Purpose: This study describes the epidemiology of Middle East respiratory syndrome coronavirus (MERS-CoV) in Saudi Arabia.

Patients and methods: Epidemiological analysis was performed on data from all MERS-CoV cases recorded by the Saudi Ministry of Health between June 6, 2013 and May 14, 2014. The frequency of cases and deaths was calculated and adjusted by month, sex, age group, and region. The average monthly temperature and humidity of infected regions throughout the year was also calculated.
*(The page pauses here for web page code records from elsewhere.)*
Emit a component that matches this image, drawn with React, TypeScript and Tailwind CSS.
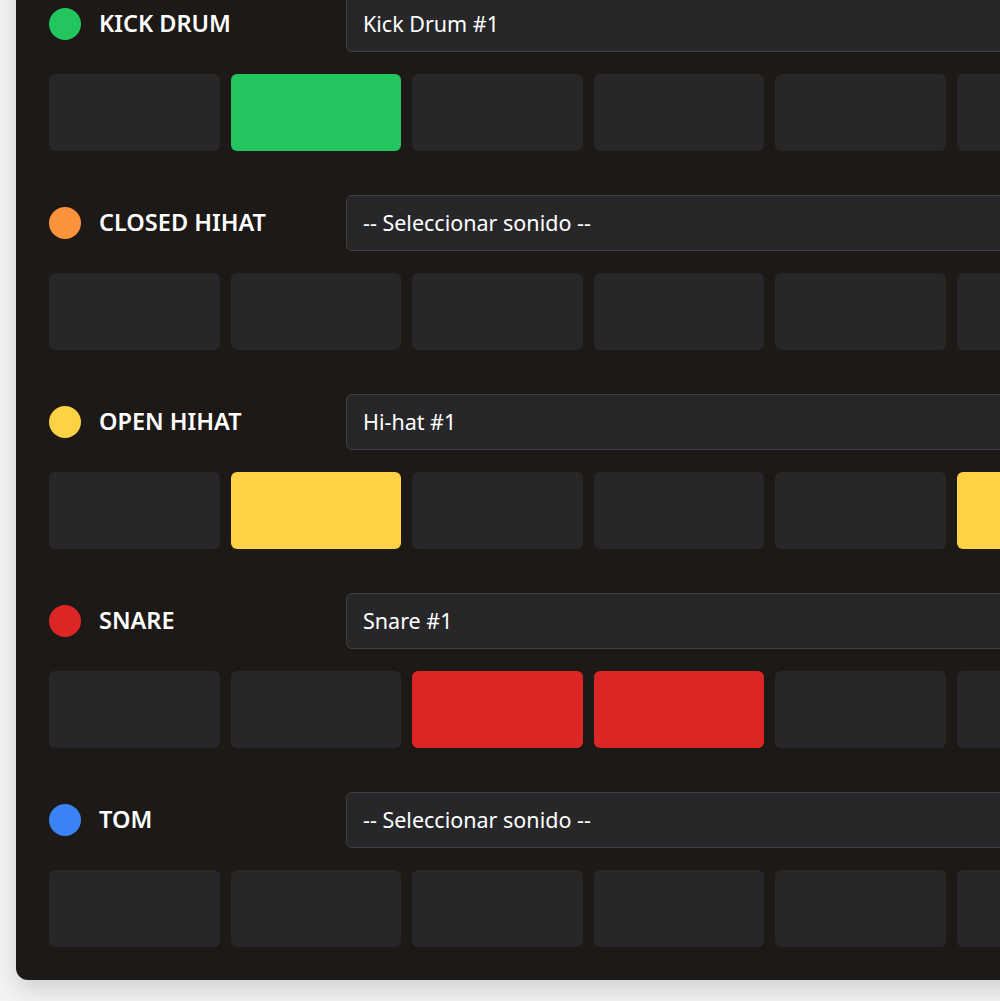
import React from 'react';

const tracks = [
  { name: 'KICK DRUM', color: 'bg-[#22c55e]', sound: 'Kick Drum #1', steps: [1] },
  { name: 'CLOSED HIHAT', color: 'bg-[#fb923c]', sound: '-- Seleccionar sonido --', steps: [] as number[] },
  { name: 'OPEN HIHAT', color: 'bg-[#fdd245]', sound: 'Hi-hat #1', steps: [1, 5] },
  { name: 'SNARE', color: 'bg-[#dc2626]', sound: 'Snare #1', steps: [2, 3] },
  { name: 'TOM', color: 'bg-[#3b82f6]', sound: '-- Seleccionar sonido --', steps: [] as number[] },
];

export default function App() {
  return (
    <div className="min-h-screen w-full overflow-hidden bg-[#f4f4f4] px-4 font-['Noto_Sans',sans-serif]">
      {/* Sequencer card */}
      <div className="-mt-[36px] w-[1506px] rounded-xl bg-[#1c1917] pt-8 pb-[33px] pl-[33px] pr-8 shadow-[0_10px_25px_rgba(0,0,0,0.15)]">
        <div className="flex flex-col gap-[44px]">
          {tracks.map((t) => (
            <div key={t.name} className="flex flex-col gap-[22px]">
              <div className="flex items-center gap-4">
                <div className="flex w-[281px] items-center gap-[18px]">
                  <span className={`h-8 w-8 rounded-full ${t.color}`}></span>
                  <span className="text-[23.5px] font-semibold text-white">{t.name}</span>
                </div>
                <div className="flex h-14 flex-1 items-center rounded-md border border-[#3f3f46] bg-[#27272a] px-4 text-[21.5px] text-white">
                  {t.sound}
                </div>
              </div>
              <div className="grid grid-cols-[repeat(8,170.6px)] gap-[11px]">
                {Array.from({ length: 8 }).map((_, i) => (
                  <div
                    key={i}
                    className={`h-[77px] rounded-md ${t.steps.includes(i) ? t.color : 'bg-[#27272a]'}`}
                  ></div>
                ))}
              </div>
            </div>
          ))}
        </div>
      </div>
    </div>
  );
}
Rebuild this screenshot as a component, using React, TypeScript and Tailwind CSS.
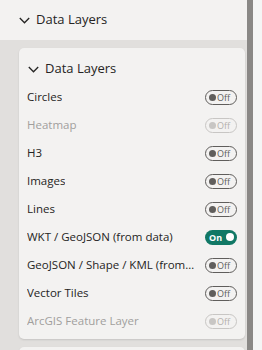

Results: A total of 425 cases were recorded over the study period. The highest number of cases and deaths occurred between April and May 2014. Disease occurrence among men (260 cases [62%]) was higher than in women (162 cases [38%]), and the case fatality rate was higher for men (52%) than for women (23%). In addition, those in the 45–59 years and 60 years age groups were most likely to be infected, and the case fatality rate for these people was higher than for other groups. The highest number of cases and deaths were reported in Riyadh (169 cases; 43 deaths), followed by Jeddah (156 cases; 36 deaths) and the Eastern Region (24 cases; 22 deaths). The highest case fatality rate was in the Eastern Region (92%), followed by Medinah (36%) and Najran (33%). MERS-CoV infection actively causes disease in environments with low relative humidity (20%) and high temperature (15°C–35°C).

Conclusion: MERS-CoV is considered an epidemic in Saudi Arabia. The frequency of cases and deaths is higher among men than women, and those above 45 years of age are most affected. Low relative humidity and high temperature can enhance the spread of this disease in the entire population. Further analytical studies are required to determine the source and mode of infection in Saudi Arabia.